## WORK INSTRUCTIONS
All of the data should be repeated exactly; pictures are not part of the copy.
==== STORED DATA ====
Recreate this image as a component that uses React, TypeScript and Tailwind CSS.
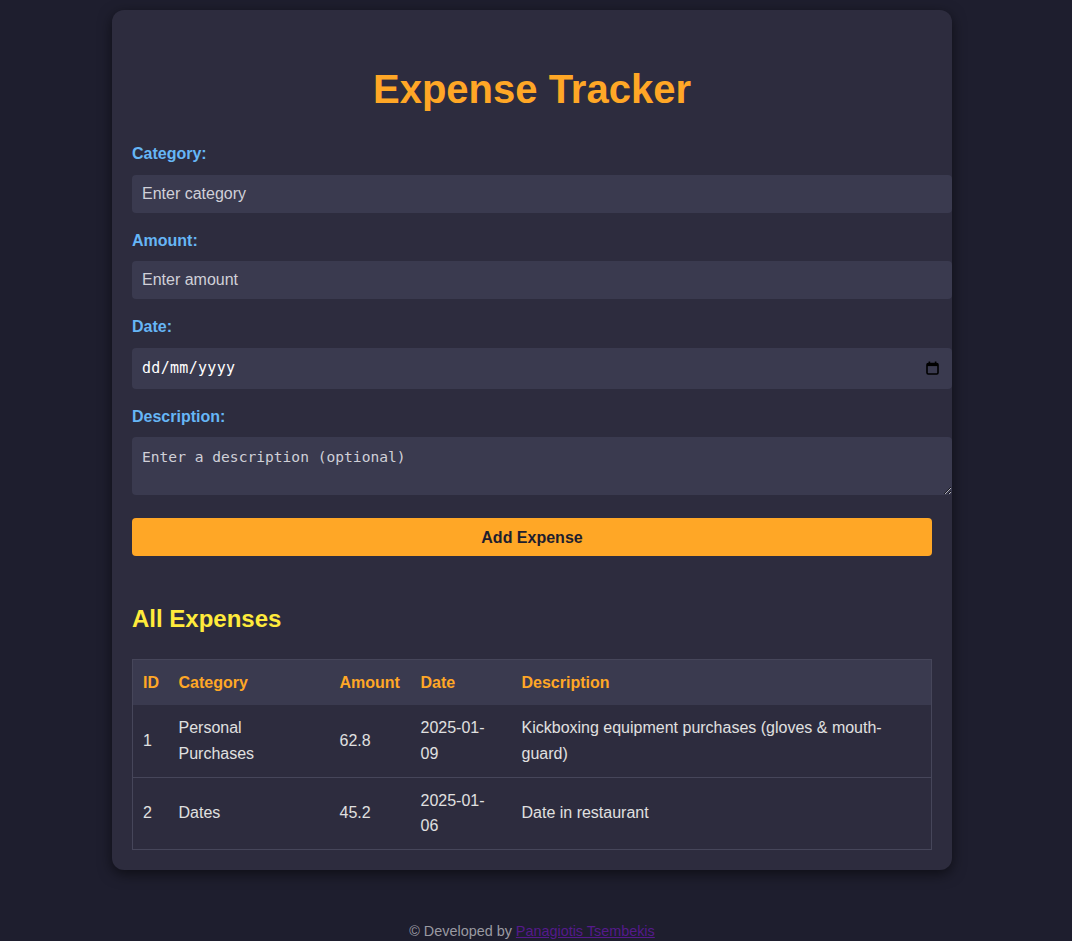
import React from 'react';

interface Expense {
  id: number;
  category: string;
  amount: number;
  date: string;
  description: string;
}

const expenses: Expense[] = [
  {
    id: 1,
    category: 'Personal Purchases',
    amount: 62.8,
    date: '2025-01-09',
    description: 'Kickboxing equipment purchases (gloves & mouth-guard)',
  },
  { id: 2, category: 'Dates', amount: 45.2, date: '2025-01-06', description: 'Date in restaurant' },
];

const labelClass = 'block mb-2 font-bold text-[#66b6f6] leading-[1.6]';
const inputClass =
  'block w-[820px] h-[38px] px-[10px] mb-[15px] rounded-[4px] bg-[#3a3a4f] text-white outline-none placeholder:text-[#d0d0d8]';

const DateField: React.FC = () => (
  <div className="flex w-[820px] h-[41px] mb-[15px] items-center justify-between rounded-[4px] bg-[#3a3a4f] pl-[10px] pr-[13px] text-white">
    <span className="text-[15px] font-['DejaVu_Sans_Mono',monospace] tracking-[0.3px]">dd/mm/yyyy</span>
    <svg width="13" height="14" viewBox="0 0 13 14">
      <rect x="1" y="2.5" width="11" height="10.5" rx="1.2" fill="none" stroke="#000" strokeWidth="1.6" />
      <rect x="1" y="2.5" width="11" height="2.6" fill="#000" />
      <rect x="2.6" y="0.5" width="1.6" height="2.5" fill="#000" />
      <rect x="8.8" y="0.5" width="1.6" height="2.5" fill="#000" />
    </svg>
  </div>
);

const App: React.FC = () => {
  return (
    <div className="min-h-screen bg-[#1e1e2e] pt-[10px] pr-2 text-base leading-[1.6] text-[#e0e0e0] font-['Liberation_Sans',Arial,sans-serif]">
      <div className="mx-auto w-[840px] rounded-xl bg-[#2d2c3e] p-5 shadow-[0_4px_14px_rgba(0,0,0,0.55)]">
        <h1 className="mt-[27px] mb-5 text-center text-[40px] font-bold leading-[64px] text-[#ffa726]">
          Expense Tracker
        </h1>

        <form onSubmit={(e) => e.preventDefault()}>
          <label className={labelClass}>Category:</label>
          <input type="text" placeholder="Enter category" className={inputClass} />

          <label className={labelClass}>Amount:</label>
          <input type="number" placeholder="Enter amount" className={inputClass} />

          <label className={labelClass}>Date:</label>
          <DateField />

          <label className={labelClass}>Description:</label>
          <textarea
            rows={2}
            placeholder="Enter a description (optional)"
            className="block w-[820px] h-[58px] px-[10px] pt-[11px] pb-[9px] mb-[23px] rounded-[4px] bg-[#3a3a4f] text-white outline-none text-[14.6px] leading-[1.3] font-['DejaVu_Sans_Mono',monospace] placeholder:text-[#d0d0d8]"
          />

          <button
            type="submit"
            className="block w-[800px] h-[38px] rounded-[4px] bg-[#ffa726] font-bold text-[#1e1e2e]"
          >
            Add Expense
          </button>
        </form>

        <h2 className="mt-[44px] mb-5 text-2xl font-bold leading-[1.6] text-[#ffeb3b]">All Expenses</h2>

        <table className="w-[800px] table-fixed border-collapse border border-[#46465a]">
          <colgroup>
            <col className="w-[36px]" />
            <col className="w-[161px]" />
            <col className="w-[81px]" />
            <col className="w-[101px]" />
            <col />
          </colgroup>
          <thead>
            <tr className="bg-[#3a3a4f]">
              {['ID', 'Category', 'Amount', 'Date', 'Description'].map((h) => (
                <th key={h} className="p-[10px] text-left font-bold text-[#ffa726]">
                  {h}
                </th>
              ))}
            </tr>
          </thead>
          <tbody>
            {expenses.map((exp) => (
              <tr key={exp.id} className="border-b border-[#46465a]">
                <td className="p-[10px] align-middle">{exp.id}</td>
                <td className="p-[10px] align-middle">{exp.category}</td>
                <td className="p-[10px] align-middle">{exp.amount}</td>
                <td className="p-[10px] align-middle">{exp.date}</td>
                <td className="p-[10px] align-middle">{exp.description}</td>
              </tr>
            ))}
          </tbody>
        </table>
      </div>

      <footer className="mt-[50px] text-center text-[14.4px] leading-[1.6] text-[#9a9aa2]">
        © Developed by{' '}
        <a href="#" className="text-[#551a8b] underline">
          Panagiotis Tsembekis
        </a>
      </footer>
    </div>
  );
};

export default App;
====
## SOLVED EXERCISE
Recreate this image as a component that uses React, TypeScript and Tailwind CSS.
import React from 'react';

interface Expense {
  id: number;
  category: string;
  amount: number;
  date: string;
  description: string;
}

const expenses: Expense[] = [
  {
    id: 1,
    category: 'Personal Purchases',
    amount: 62.8,
    date: '2025-01-09',
    description: 'Kickboxing equipment purchases (gloves & mouth-guard)',
  },
  { id: 2, category: 'Dates', amount: 45.2, date: '2025-01-06', description: 'Date in restaurant' },
];

const labelClass = 'block mb-2 font-bold text-[#66b6f6] leading-[1.6]';
const inputClass =
  'block w-[820px] h-[38px] px-[10px] mb-[15px] rounded-[4px] bg-[#3a3a4f] text-white outline-none placeholder:text-[#d0d0d8]';

const DateField: React.FC = () => (
  <div className="flex w-[820px] h-[41px] mb-[15px] items-center justify-between rounded-[4px] bg-[#3a3a4f] pl-[10px] pr-[13px] text-white">
    <span className="text-[15px] font-['DejaVu_Sans_Mono',monospace] tracking-[0.3px]">dd/mm/yyyy</span>
    <svg width="13" height="14" viewBox="0 0 13 14">
      <rect x="1" y="2.5" width="11" height="10.5" rx="1.2" fill="none" stroke="#000" strokeWidth="1.6" />
      <rect x="1" y="2.5" width="11" height="2.6" fill="#000" />
      <rect x="2.6" y="0.5" width="1.6" height="2.5" fill="#000" />
      <rect x="8.8" y="0.5" width="1.6" height="2.5" fill="#000" />
    </svg>
  </div>
);

const App: React.FC = () => {
  return (
    <div className="min-h-screen bg-[#1e1e2e] pt-[10px] pr-2 text-base leading-[1.6] text-[#e0e0e0] font-['Liberation_Sans',Arial,sans-serif]">
      <div className="mx-auto w-[840px] rounded-xl bg-[#2d2c3e] p-5 shadow-[0_4px_14px_rgba(0,0,0,0.55)]">
        <h1 className="mt-[27px] mb-5 text-center text-[40px] font-bold leading-[64px] text-[#ffa726]">
          Expense Tracker
        </h1>

        <form onSubmit={(e) => e.preventDefault()}>
          <label className={labelClass}>Category:</label>
          <input type="text" placeholder="Enter category" className={inputClass} />

          <label className={labelClass}>Amount:</label>
          <input type="number" placeholder="Enter amount" className={inputClass} />

          <label className={labelClass}>Date:</label>
          <DateField />

          <label className={labelClass}>Description:</label>
          <textarea
            rows={2}
            placeholder="Enter a description (optional)"
            className="block w-[820px] h-[58px] px-[10px] pt-[11px] pb-[9px] mb-[23px] rounded-[4px] bg-[#3a3a4f] text-white outline-none text-[14.6px] leading-[1.3] font-['DejaVu_Sans_Mono',monospace] placeholder:text-[#d0d0d8]"
          />

          <button
            type="submit"
            className="block w-[800px] h-[38px] rounded-[4px] bg-[#ffa726] font-bold text-[#1e1e2e]"
          >
            Add Expense
          </button>
        </form>

        <h2 className="mt-[44px] mb-5 text-2xl font-bold leading-[1.6] text-[#ffeb3b]">All Expenses</h2>

        <table className="w-[800px] table-fixed border-collapse border border-[#46465a]">
          <colgroup>
            <col className="w-[36px]" />
            <col className="w-[161px]" />
            <col className="w-[81px]" />
            <col className="w-[101px]" />
            <col />
          </colgroup>
          <thead>
            <tr className="bg-[#3a3a4f]">
              {['ID', 'Category', 'Amount', 'Date', 'Description'].map((h) => (
                <th key={h} className="p-[10px] text-left font-bold text-[#ffa726]">
                  {h}
                </th>
              ))}
            </tr>
          </thead>
          <tbody>
            {expenses.map((exp) => (
              <tr key={exp.id} className="border-b border-[#46465a]">
                <td className="p-[10px] align-middle">{exp.id}</td>
                <td className="p-[10px] align-middle">{exp.category}</td>
                <td className="p-[10px] align-middle">{exp.amount}</td>
                <td className="p-[10px] align-middle">{exp.date}</td>
                <td className="p-[10px] align-middle">{exp.description}</td>
              </tr>
            ))}
          </tbody>
        </table>
      </div>

      <footer className="mt-[50px] text-center text-[14.4px] leading-[1.6] text-[#9a9aa2]">
        © Developed by{' '}
        <a href="#" className="text-[#551a8b] underline">
          Panagiotis Tsembekis
        </a>
      </footer>
    </div>
  );
};

export default App;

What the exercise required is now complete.